In the speech, Ambassador Dion stresses that Canada has a very different context than other nations, especially those in Europe, when it comes to immigration. Due to geography Canada controls its borders and thus ensures that immigration and refugee settlement occurs in an orderly and controlled fashion. It is the feeling of disorder and lack of control that has many European countries wanting to impose new restrictions on immigration, especially from the south. Canada has a long and sustained history of immigration and a well-developed system for screening and settlement. Most European countries had more out migration than immigration until recent years, and Ambassador Dion highlighted that there is not a system in place for people to apply for immigration to most European countries from abroad - part of the reason migrants flooded to Europe in 2015-16 and continue to do so, as it is the only way to get into the EU to seek work.
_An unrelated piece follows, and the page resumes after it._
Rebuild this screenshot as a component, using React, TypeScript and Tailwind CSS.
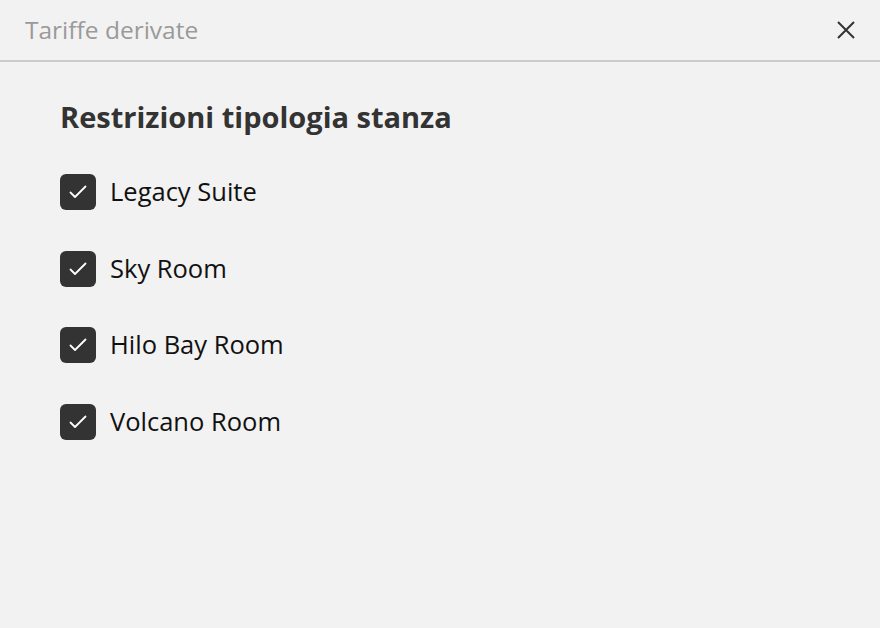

Ambassador Dion mentioned that in Germany he often hears about the difficulties of absorbing 800,000 immigrants in just over a year, which is the number of people who came to Germany during the 2015-16 immigration "crisis". However he pointed out that the 300,000 immigrants and refugees that Canada accepts each year are comparable on a per-capita basis to 800,000 immigrants in Germany, per year. And Canada has sustained these immigration levels for over 100 years, which is why more than 20% of Canadians were born outside Canada, including almost half the people in Vancouver and more than half the people living in Toronto. He stressed that it is possible, if there are policies and social will, to support the inclusion of newcomers in a country.
Ambassador Dion emphasized that the real lesson from Canada is the importance of offering a relatively fast and easy path to citizenship for immigrants. Other countries, including most in Europe such as Germany, make obtaining citizenship difficult, and place road blocks such as the non-recognition of dual citizenship. As he stresses in his speech, citizenship is the glue that ties immigrants to their new home, giving them the long-term certainty they need to engage socially, economically and politically. Canada supports multi-culturalism within the context of citizenship, a trait that sets it apart and makes it an example for other nations. While Canada is not perfect, I believe it is worth reading his speech and thinking about the Canadian example, especially at this moment in time. (It also made me wonder what might happen in the US, my country of birth, if all the foreign citizens there had legal status and could vote… would millions of new citizens be able to shift attitudes and policies? And is this why Canadian politics are so different from those in the USA - we have a higher share of immigrants, and those immigrants can vote.)
Finally, in my discussions with Ambassador Dion I had the opportunity to ask a question raised by my RRU MBA students in a recent course on global issues – what lessons does Canada have for the EU, Spain and Catalonia given our experience with the 1995 independence referendum in Quebec. Ambassador Dion was a key participant in the development of the Clarity Act, passed by parliament in 2000, which defines the conditions under which the Government of Canada might enter negotiations with a province that wishes to secede from Canada. If you are unfamiliar with the Clarity Act (as I was) please look it up. For Catalonia, former political science professor Dion highlighted that only two countries in the Western world, Canada and the UK, have a constitution that allows territorial parts of the nation the right to secede under certain circumstances. The constitutions of all other nations, including Spain, define that the whole territory of the nation belongs to all people of the nation, thus no subset of people or land area can break away without a change to the national constitution. This would be a necessary first step in Spain he explained, offering some clarity on the situation to me. However given Brexit and concerns in Scotland and Northern Ireland, the fact that the UK can break up raised new questions.
For another day. Such is the state of Europe in December 2017. Happy to discuss these or other ideas of issues from my post in snowy Innsbruck, where the holiday markets are open and the Glühwein is flowing… Fröhliche Weihnachten!